Совершеннейшее гоголевские типы!
Земляника Александра Клюева.
Очень тщательно проработанный образ. Сочный, яркий, с множеством замечательных приспособлений. Особенно хороша «сцена взяток», пожалуй, лучшая изо всех подобных сцен.
Вот, он, на замечание Хлестакова, будто бы вчера был пониже ростом, конфузится, краснеет и со сладострастной какой-то готовностью решительно отдирает каблуки от своих ботинок. Хлестаков доволен, но особенно доволен произведённым эффектом сам Земляника. Угодил!

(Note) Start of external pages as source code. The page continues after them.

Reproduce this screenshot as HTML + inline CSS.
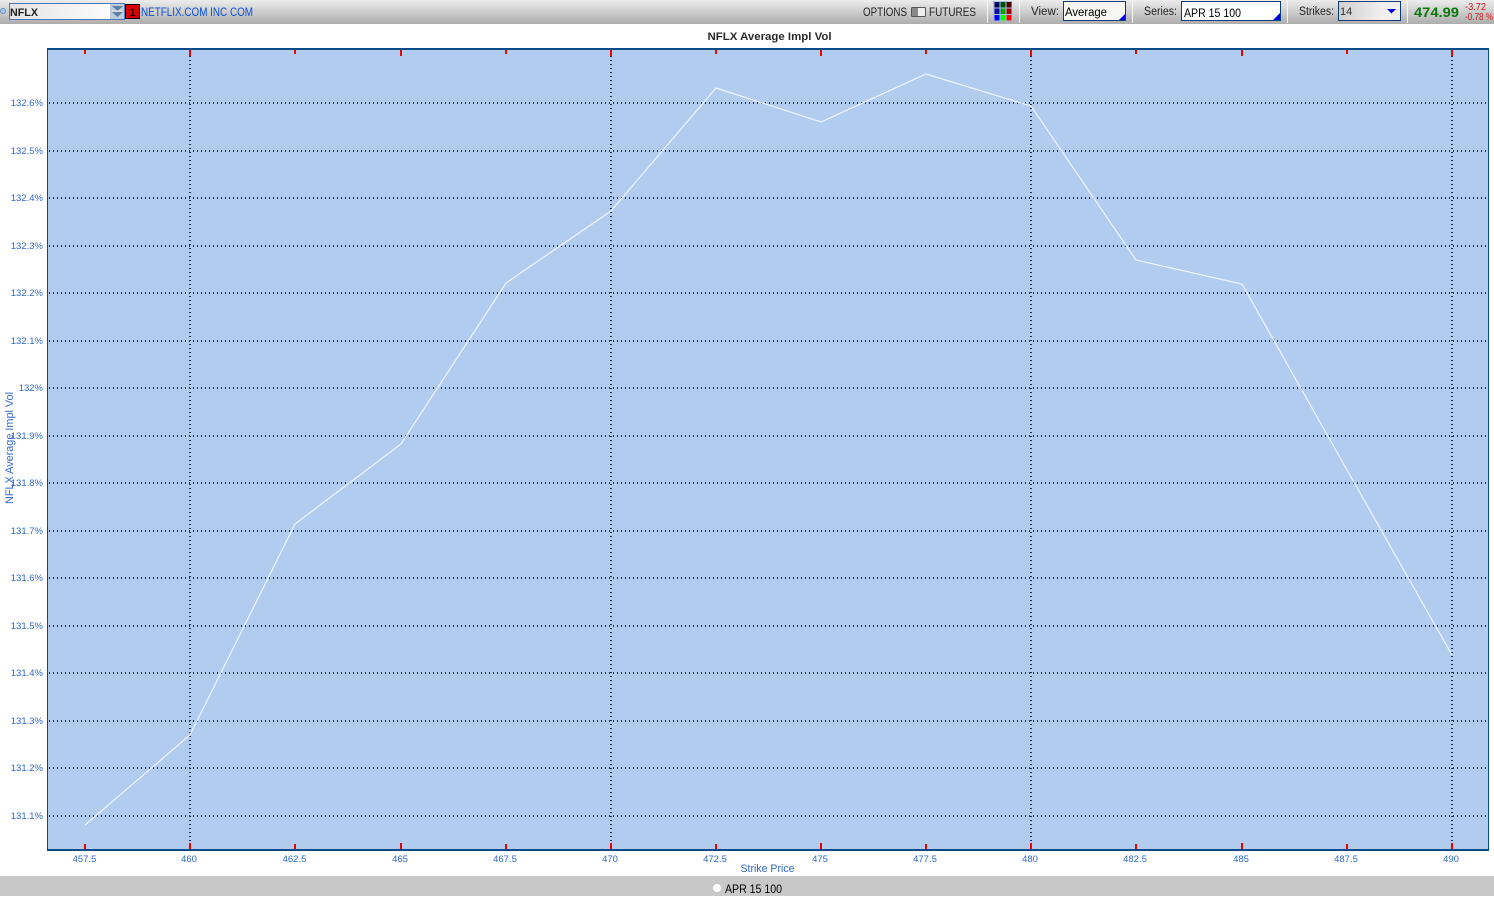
<!DOCTYPE html>
<html><head><meta charset="utf-8"><title>NFLX Average Impl Vol</title>
<style>
html,body{margin:0;padding:0;background:#fff;width:1494px;height:897px;overflow:hidden}
svg{display:block;font-family:"Liberation Sans",sans-serif}
.y{font-size:9.5px;fill:#2f68c8;text-anchor:end}
.x{font-size:9.5px;fill:#2f68c8;text-anchor:middle}
.t{font-size:11.5px;fill:#222}
.b{font-size:11.5px;fill:#000}
</style></head><body>
<svg width="1494" height="897" viewBox="0 0 1494 897" xmlns="http://www.w3.org/2000/svg">
<defs>
<linearGradient id="g" x1="0" y1="0" x2="0" y2="1"><stop offset="0" stop-color="#ececec"/><stop offset="1" stop-color="#adadad"/></linearGradient>
<linearGradient id="f" x1="0" y1="0" x2="1" y2="0"><stop offset="0" stop-color="#e4e4e4"/><stop offset="1" stop-color="#fff"/></linearGradient>
<linearGradient id="s" x1="0" y1="0" x2="1" y2="0"><stop offset="0" stop-color="#cfcfcf"/><stop offset="0.7" stop-color="#f0f0f0"/><stop offset="1" stop-color="#f0f0f0"/></linearGradient>
</defs>
<!-- toolbar -->
<rect x="0" y="0" width="1494" height="24" fill="url(#g)"/>
<circle cx="3" cy="11" r="2.5" fill="#a8c8f0" stroke="#6a90c8" stroke-width="1"/>
<rect x="9.5" y="3.5" width="115" height="16" fill="url(#f)" stroke="#5078b4"/>
<rect x="110" y="4" width="14" height="15" fill="#bccbe0"/>
<path d="M112 6h11l-5.500 5z" fill="#5f7f9f"/><path d="M112 12h11l-5.500 5z" fill="#5f7f9f"/><rect x="112" y="10.500" width="11" height="1" fill="#eee"/>
<text x="10" y="16" font-size="11" font-weight="bold" fill="#222" textLength="28" lengthAdjust="spacingAndGlyphs">NFLX</text>
<rect x="125.500" y="4.500" width="14" height="14" fill="#d80000" stroke="#000"/>
<text x="132.500" y="16" font-size="11" fill="#000" text-anchor="middle">1</text>
<text x="141" y="16" font-size="11.500" fill="#0a50d8" textLength="112" lengthAdjust="spacingAndGlyphs">NETFLIX.COM INC COM</text>

<text x="863" y="16" class="t" textLength="44" lengthAdjust="spacingAndGlyphs">OPTIONS</text>
<rect x="911.500" y="7.500" width="14" height="9" rx="1" fill="#eee" stroke="#555"/>
<rect x="912" y="8" width="6" height="8" fill="#888"/>
<text x="929" y="16" class="t" textLength="47" lengthAdjust="spacingAndGlyphs">FUTURES</text>
<rect x="987" y="0" width="1" height="23" fill="#f4f4f4"/>
<rect x="1019" y="0" width="1" height="23" fill="#f4f4f4"/>
<rect x="993" y="1" width="19" height="20" fill="#a8c0e8"/>
<rect x="994.500" y="2" width="5" height="5.500" fill="#000060"/><rect x="1000.500" y="2" width="5" height="5.500" fill="#005000"/><rect x="1006.500" y="2" width="5" height="5.500" fill="#500000"/>
<rect x="994.500" y="8.500" width="5" height="5.500" fill="#0000a8"/><rect x="1000.500" y="8.500" width="5" height="5.500" fill="#00a000"/><rect x="1006.500" y="8.500" width="5" height="5.500" fill="#a00000"/>
<rect x="994.500" y="15" width="5" height="5.500" fill="#0000ff"/><rect x="1000.500" y="15" width="5" height="5.500" fill="#00ff00"/><rect x="1006.500" y="15" width="5" height="5.500" fill="#ff0000"/>

<text x="1031" y="15" class="t" textLength="28" lengthAdjust="spacingAndGlyphs">View:</text>
<rect x="1063.500" y="1.500" width="62" height="19" fill="#f6f6f2" stroke="#0a3c78"/>
<path d="M1125 14v6h-6z" fill="#0000e0"/>
<text x="1065" y="16" class="b" textLength="42" lengthAdjust="spacingAndGlyphs">Average</text>
<rect x="1132" y="0" width="1" height="23" fill="#f4f4f4"/>
<text x="1144" y="15" class="t" textLength="33" lengthAdjust="spacingAndGlyphs">Series:</text>
<rect x="1181.500" y="1.500" width="99" height="19" fill="#fff" stroke="#0a3c78"/>
<path d="M1280 13v7h-7z" fill="#0000e0"/>
<text x="1184" y="17" class="b" textLength="57" lengthAdjust="spacingAndGlyphs">APR 15 100</text>
<rect x="1287" y="0" width="1" height="23" fill="#f4f4f4"/>
<text x="1299" y="15" class="t" textLength="35" lengthAdjust="spacingAndGlyphs">Strikes:</text>
<rect x="1338.500" y="1.500" width="62" height="19" fill="url(#s)" stroke="#0a3c78"/>
<path d="M1387 9h9l-4.500 4.500z" fill="#0000e0"/>
<text x="1340" y="15" font-size="11" fill="#333">14</text>
<rect x="1407" y="0" width="1" height="23" fill="#f4f4f4"/>
<text x="1414" y="17" font-size="14" font-weight="bold" fill="#0a780a" textLength="45" lengthAdjust="spacingAndGlyphs">474.99</text>
<text x="1465" y="10" font-size="10" fill="#d01818" textLength="21" lengthAdjust="spacingAndGlyphs">-3.72</text>
<text x="1465" y="20" font-size="10" fill="#d01818" textLength="28" lengthAdjust="spacingAndGlyphs">-0.78 %</text>

<!-- title -->
<text x="769.500" y="40" font-size="11" font-weight="bold" fill="#2a2a2a" text-anchor="middle" textLength="124" lengthAdjust="spacingAndGlyphs">NFLX Average Impl Vol</text>

<!-- plot -->
<rect x="47" y="48" width="1442" height="803" fill="#b2ccf0"/>
<g stroke="#1c2c60" stroke-width="2" stroke-dasharray="1 3" fill="none">
<path d="M49 103H1488M49 151H1488M49 198H1488M49 246H1488M49 293H1488M49 341H1488M49 388H1488M49 436H1488M49 483H1488M49 531H1488M49 578H1488M49 626H1488M49 673H1488M49 721H1488M49 768H1488M49 816H1488"/>
<path d="M190 56V843M611 56V843M1031 56V843M1452 56V843"/>
</g>
<polyline points="85,825 190,735 295,524 401,444 506,283 611,211 716,88 821,122 926,74 1031,106 1136,260 1242,284 1347,470 1452,655" fill="none" stroke="#f0f5ff" stroke-width="1.200"/>
<rect x="47" y="48" width="1442" height="2" fill="#0a4a86"/>
<rect x="47" y="849" width="1442" height="2" fill="#0a4a86"/>
<rect x="47" y="48" width="1" height="803" fill="#0a4a86"/>
<rect x="1488" y="48" width="1" height="803" fill="#0a4a86"/>
<g fill="#f00000">
<rect x="84" y="50" width="2" height="4"/><rect x="189" y="50" width="2" height="6"/><rect x="294" y="50" width="2" height="4"/><rect x="400" y="50" width="2" height="6"/><rect x="505" y="50" width="2" height="4"/><rect x="610" y="50" width="2" height="6"/><rect x="715" y="50" width="2" height="4"/><rect x="820" y="50" width="2" height="6"/><rect x="925" y="50" width="2" height="4"/><rect x="1030" y="50" width="2" height="6"/><rect x="1135" y="50" width="2" height="4"/><rect x="1241" y="50" width="2" height="6"/><rect x="1346" y="50" width="2" height="4"/><rect x="1451" y="50" width="2" height="6"/>
<rect x="84" y="844" width="2" height="5"/><rect x="189" y="843" width="2" height="6"/><rect x="294" y="844" width="2" height="5"/><rect x="400" y="843" width="2" height="6"/><rect x="505" y="844" width="2" height="5"/><rect x="610" y="843" width="2" height="6"/><rect x="715" y="844" width="2" height="5"/><rect x="820" y="843" width="2" height="6"/><rect x="925" y="844" width="2" height="5"/><rect x="1030" y="843" width="2" height="6"/><rect x="1135" y="844" width="2" height="5"/><rect x="1241" y="843" width="2" height="6"/><rect x="1346" y="844" width="2" height="5"/><rect x="1451" y="843" width="2" height="6"/>
</g>

<!-- y labels -->
<text class="y" x="43" y="106">132.6%</text>
<text class="y" x="43" y="154">132.5%</text>
<text class="y" x="43" y="201">132.4%</text>
<text class="y" x="43" y="249">132.3%</text>
<text class="y" x="43" y="296">132.2%</text>
<text class="y" x="43" y="344">132.1%</text>
<text class="y" x="43" y="391">132%</text>
<text class="y" x="43" y="439">131.9%</text>
<text class="y" x="43" y="486">131.8%</text>
<text class="y" x="43" y="534">131.7%</text>
<text class="y" x="43" y="581">131.6%</text>
<text class="y" x="43" y="629">131.5%</text>
<text class="y" x="43" y="676">131.4%</text>
<text class="y" x="43" y="724">131.3%</text>
<text class="y" x="43" y="771">131.2%</text>
<text class="y" x="43" y="819">131.1%</text>
<text x="13" y="504" font-size="11" fill="#2f68c8" transform="rotate(-90 13 504)" textLength="112" lengthAdjust="spacingAndGlyphs">NFLX Average Impl Vol</text>

<!-- x labels -->
<text class="x" x="84.500" y="862">457.5</text>
<text class="x" x="189" y="862">460</text>
<text class="x" x="294.500" y="862">462.5</text>
<text class="x" x="400" y="862">465</text>
<text class="x" x="505" y="862">467.5</text>
<text class="x" x="610" y="862">470</text>
<text class="x" x="715" y="862">472.5</text>
<text class="x" x="820" y="862">475</text>
<text class="x" x="925" y="862">477.5</text>
<text class="x" x="1030" y="862">480</text>
<text class="x" x="1135" y="862">482.5</text>
<text class="x" x="1241" y="862">485</text>
<text class="x" x="1346" y="862">487.5</text>
<text class="x" x="1451" y="862">490</text>
<text x="767.500" y="872" font-size="11" fill="#2f68c8" text-anchor="middle" textLength="54" lengthAdjust="spacingAndGlyphs">Strike Price</text>

<!-- legend -->
<rect x="0" y="876" width="1494" height="20" fill="#c8c8c8"/>
<circle cx="717" cy="888" r="4" fill="#fff"/>
<text x="725" y="893" class="b" textLength="57" lengthAdjust="spacingAndGlyphs">APR 15 100</text>
</svg>
</body></html>
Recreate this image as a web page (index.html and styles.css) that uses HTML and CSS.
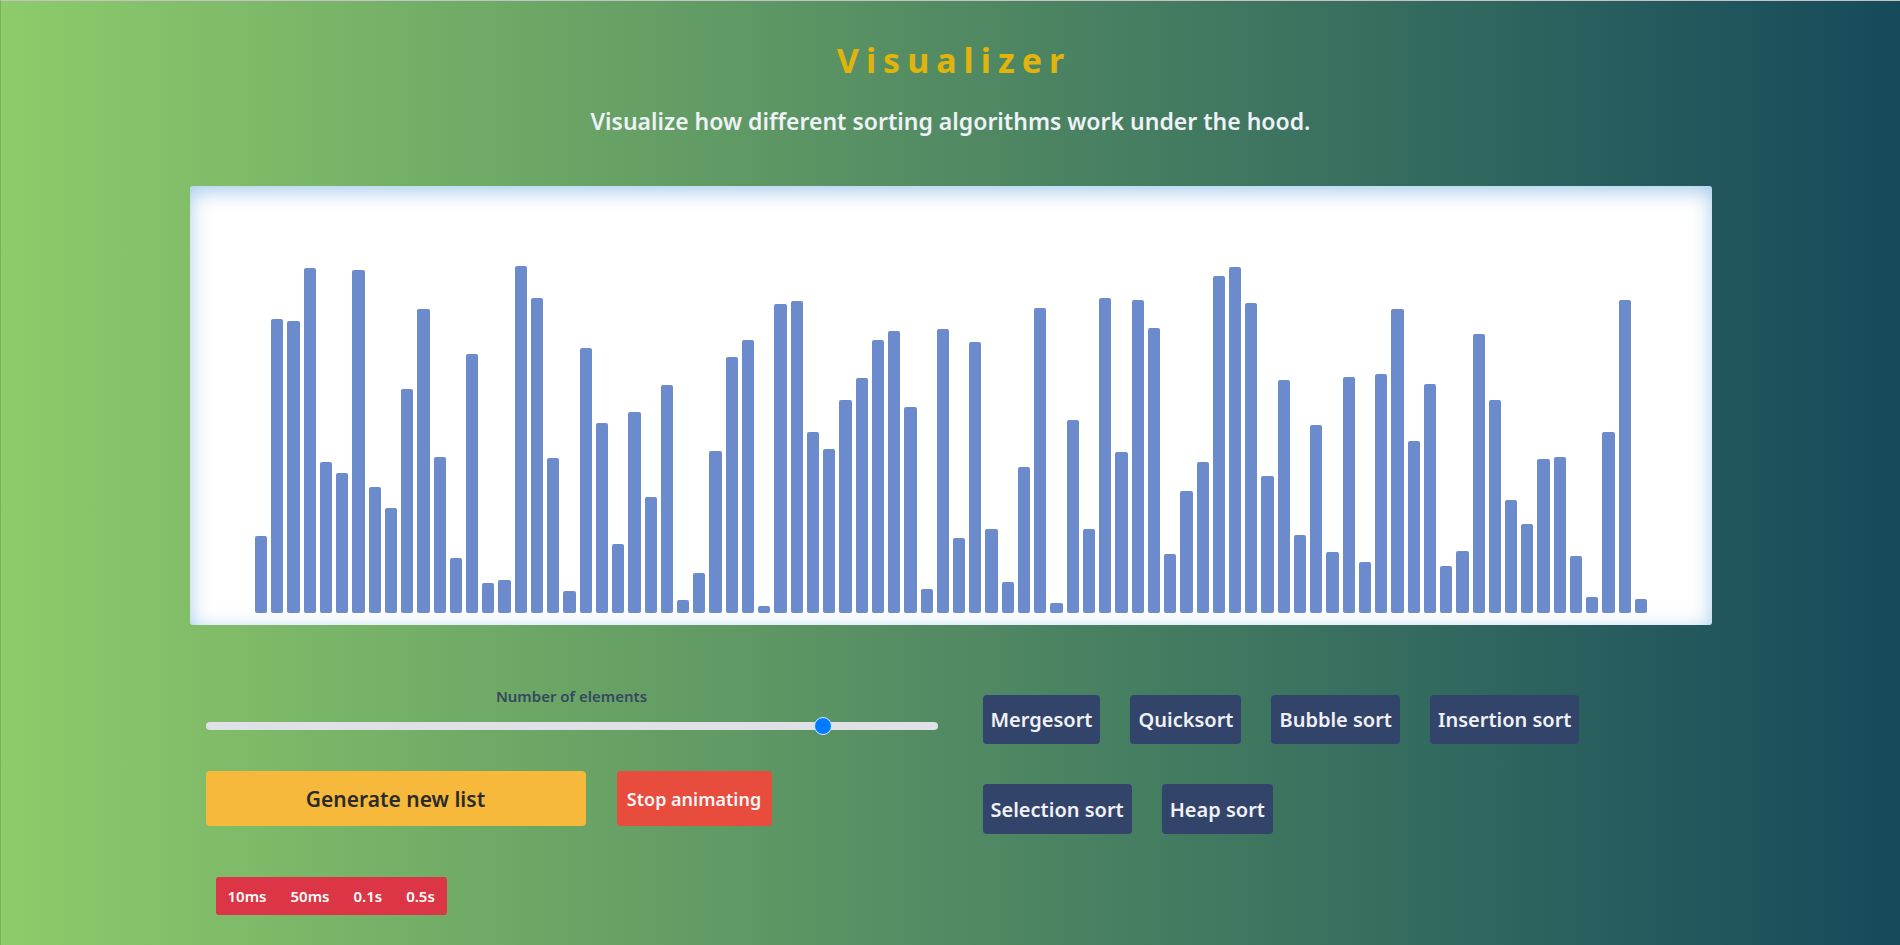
FILE: index.html
```html
<!DOCTYPE html>
<html lang="en">
<head>
<meta charset="utf-8">
<title>Sorting Visualizer</title>
<link rel="stylesheet" href="styles.css">
</head>
<body>
<div class="page">
  <header class="header">
    <h1 class="title">Visualizer</h1>
    <p class="subtitle">Visualize how different sorting algorithms work under the hood.</p>
  </header>

  <section class="chart">
    <div class="bars">
      <div class="bar" style="height:77px"></div>
      <div class="bar" style="height:294px"></div>
      <div class="bar" style="height:292px"></div>
      <div class="bar" style="height:345px"></div>
      <div class="bar" style="height:151px"></div>
      <div class="bar" style="height:140px"></div>
      <div class="bar" style="height:343px"></div>
      <div class="bar" style="height:126px"></div>
      <div class="bar" style="height:105px"></div>
      <div class="bar" style="height:224px"></div>
      <div class="bar" style="height:304px"></div>
      <div class="bar" style="height:156px"></div>
      <div class="bar" style="height:55px"></div>
      <div class="bar" style="height:259px"></div>
      <div class="bar" style="height:30px"></div>
      <div class="bar" style="height:33px"></div>
      <div class="bar" style="height:347px"></div>
      <div class="bar" style="height:315px"></div>
      <div class="bar" style="height:155px"></div>
      <div class="bar" style="height:22px"></div>
      <div class="bar" style="height:265px"></div>
      <div class="bar" style="height:190px"></div>
      <div class="bar" style="height:69px"></div>
      <div class="bar" style="height:201px"></div>
      <div class="bar" style="height:116px"></div>
      <div class="bar" style="height:228px"></div>
      <div class="bar" style="height:13px"></div>
      <div class="bar" style="height:40px"></div>
      <div class="bar" style="height:162px"></div>
      <div class="bar" style="height:256px"></div>
      <div class="bar" style="height:273px"></div>
      <div class="bar" style="height:7px"></div>
      <div class="bar" style="height:309px"></div>
      <div class="bar" style="height:312px"></div>
      <div class="bar" style="height:181px"></div>
      <div class="bar" style="height:164px"></div>
      <div class="bar" style="height:213px"></div>
      <div class="bar" style="height:235px"></div>
      <div class="bar" style="height:273px"></div>
      <div class="bar" style="height:282px"></div>
      <div class="bar" style="height:206px"></div>
      <div class="bar" style="height:24px"></div>
      <div class="bar" style="height:284px"></div>
      <div class="bar" style="height:75px"></div>
      <div class="bar" style="height:271px"></div>
      <div class="bar" style="height:84px"></div>
      <div class="bar" style="height:31px"></div>
      <div class="bar" style="height:146px"></div>
      <div class="bar" style="height:305px"></div>
      <div class="bar" style="height:10px"></div>
      <div class="bar" style="height:193px"></div>
      <div class="bar" style="height:84px"></div>
      <div class="bar" style="height:315px"></div>
      <div class="bar" style="height:161px"></div>
      <div class="bar" style="height:313px"></div>
      <div class="bar" style="height:285px"></div>
      <div class="bar" style="height:59px"></div>
      <div class="bar" style="height:122px"></div>
      <div class="bar" style="height:151px"></div>
      <div class="bar" style="height:337px"></div>
      <div class="bar" style="height:346px"></div>
      <div class="bar" style="height:310px"></div>
      <div class="bar" style="height:137px"></div>
      <div class="bar" style="height:233px"></div>
      <div class="bar" style="height:78px"></div>
      <div class="bar" style="height:188px"></div>
      <div class="bar" style="height:61px"></div>
      <div class="bar" style="height:236px"></div>
      <div class="bar" style="height:51px"></div>
      <div class="bar" style="height:239px"></div>
      <div class="bar" style="height:304px"></div>
      <div class="bar" style="height:172px"></div>
      <div class="bar" style="height:229px"></div>
      <div class="bar" style="height:47px"></div>
      <div class="bar" style="height:62px"></div>
      <div class="bar" style="height:279px"></div>
      <div class="bar" style="height:213px"></div>
      <div class="bar" style="height:113px"></div>
      <div class="bar" style="height:89px"></div>
      <div class="bar" style="height:154px"></div>
      <div class="bar" style="height:156px"></div>
      <div class="bar" style="height:57px"></div>
      <div class="bar" style="height:16px"></div>
      <div class="bar" style="height:181px"></div>
      <div class="bar" style="height:313px"></div>
      <div class="bar" style="height:14px"></div>
    </div>
  </section>

  <section class="controls">
    <div class="controls-left">
      <label class="range-label" for="count">Number of elements</label>
      <input class="range" id="count" type="range" min="5" max="100" value="86">
      <div class="actions">
        <button class="btn btn-generate">Generate new list</button>
        <button class="btn btn-stop">Stop animating</button>
      </div>
      <div class="speed-group">
        <button class="speed-btn">10ms</button>
        <button class="speed-btn">50ms</button>
        <button class="speed-btn">0.1s</button>
        <button class="speed-btn">0.5s</button>
      </div>
    </div>
    <div class="controls-right">
      <div class="algo-row">
        <button class="btn btn-algo">Mergesort</button>
        <button class="btn btn-algo">Quicksort</button>
        <button class="btn btn-algo">Bubble sort</button>
        <button class="btn btn-algo">Insertion sort</button>
      </div>
      <div class="algo-row">
        <button class="btn btn-algo">Selection sort</button>
        <button class="btn btn-algo">Heap sort</button>
      </div>
    </div>
  </section>
</div>
</body>
</html>
```

FILE: styles.css
```css
* {
  box-sizing: border-box;
}

html, body {
  margin: 0;
  padding: 0;
}

body {
  font-family: "Noto Sans", "Open Sans", sans-serif;
  background: linear-gradient(to right, #8ecb6a 0%, #154a5b 100%);
  min-height: 100vh;
}

.page {
  min-height: 945px;
  border-top: 1px solid #c4c4c4;
  border-left: 1px solid #72b258;
  overflow: hidden;
}

.header {
  text-align: center;
  padding-top: 39px;
}

.title {
  margin: 0;
  font-size: 34px;
  line-height: 40px;
  font-weight: 700;
  letter-spacing: 7px;
  color: #e1b40b;
  padding-left: 7px;
}

.subtitle {
  margin: 26px 0 0;
  font-size: 23px;
  line-height: 30px;
  font-weight: 600;
  color: #eef1f6;
}

.chart {
  width: 1522px;
  height: 439px;
  margin: 50px 0 0 189px;
  background: #ffffff;
  border-radius: 3px;
  box-shadow: inset 0 5px 20px rgba(70, 150, 215, 0.5);
}

.bars {
  height: 100%;
  display: flex;
  justify-content: center;
  align-items: flex-end;
  padding-bottom: 12px;
}

.bar {
  width: 12.24px;
  margin: 0 2px;
  background: #6b8bcc;
  border-radius: 2px;
}

.controls {
  width: 1520px;
  margin: 62px auto 0;
  padding: 0 15px;
  display: flex;
}

.controls-left {
  width: 732px;
  display: flex;
  flex-direction: column;
}

.range-label {
  display: block;
  text-align: center;
  font-size: 15px;
  line-height: 18px;
  font-weight: 600;
  color: #34495e;
}

.range {
  -webkit-appearance: none;
  appearance: none;
  width: 732px;
  height: 18px;
  margin: 12px 0 0;
  background: transparent;
}

.range::-webkit-slider-runnable-track {
  height: 8px;
  background: #dee2e6;
  border-radius: 4px;
}

.range::-webkit-slider-thumb {
  -webkit-appearance: none;
  width: 18px;
  height: 18px;
  margin-top: -5px;
  border-radius: 50%;
  background: #007bff;
  border: 1px solid #d6e9ff;
}

.actions {
  display: flex;
  gap: 31px;
  margin-top: 36px;
}

.btn {
  border: none;
  border-radius: 4px;
  font-family: "Noto Sans", "Open Sans", sans-serif;
  font-weight: 600;
  cursor: pointer;
}

.btn-generate {
  width: 380px;
  height: 55px;
  background: #f6b93b;
  color: #2b2b2b;
  font-size: 21px;
}

.btn-stop {
  width: 155px;
  height: 55px;
  background: #e74c3c;
  color: #f4f4f6;
  font-size: 18px;
  padding: 0 4px;
}

.speed-group {
  display: flex;
  align-self: flex-start;
  margin: 51px 0 0 10px;
  background: #dc3545;
  border-radius: 3px;
  height: 38px;
}

.speed-btn {
  border: none;
  background: transparent;
  color: #ffffff;
  font-family: "Noto Sans", "Open Sans", sans-serif;
  font-size: 15px;
  font-weight: 600;
  padding: 0 12px;
  height: 38px;
}

.controls-right {
  margin-left: 45px;
  padding-top: 8px;
  display: flex;
  flex-direction: column;
  gap: 40px;
}

.algo-row {
  display: flex;
  gap: 30px;
}

.btn-algo {
  height: 49px;
  padding: 0 8px;
  background: #33446b;
  color: #f0f1f5;
  font-size: 20px;
}

.algo-row + .algo-row .btn-algo {
  height: 50px;
}
```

Ожидаю, что Клюквин, согласно законам сцены, эффектно отбросит оторванные каблуки куда-нибудь в угол гостиной или, скажем, за диван. Но нет, он складывает их в руке и так с ними и ходит за Хлестаковым. А потом начинает самозабвенно кляузничать на своих сослуживцев, зажав Хлестакова в углу дивана. Почтительнейше, так сказать, доносить, исключительно, из патриотического и служебного долга. А когда доходит до морального облика судьи, Тяпкина-Ляпкина…. Неприглядного морального облика. Настолько неприглядного, что у здешнего помещика Добчинского все дети похожи на судью как две капли воды, то в неопровержимое доказательство этих своих слов тычет Хлестакову в нос сложенными рядышком каблуками. Действительно, похожи!
Хороший образ Земляники создал Клюквин, но есть одно совсем, совсем маленькое но. Да и не было бы никакого этого «но», если бы не вредность моего характера. Прямо скажем, в микроскоп искал, ей Богу. Стыдно даже.
Чуть-чуть образу Земляники недостаёт гоголевской страстности, чертовщинки какой-то, гоголевской. Самую малость.
Ну, да ничего. Спектаклю, я очень на это надеюсь, предстоит долгая и счастливая жизнь. Придёт в образ и чертовщинка. Тут, ведь, секрет обретения прост как мир – надо пропитаться духом Гоголя, взглянуть на его героев его же глазами.
И сегодняшний Земляника хорош, ему не достаёт лишь самой малости, того самого «последнего мазка», который сможет поставить только сам автор.
И он обязательно поставит, надо лишь влюбиться в него.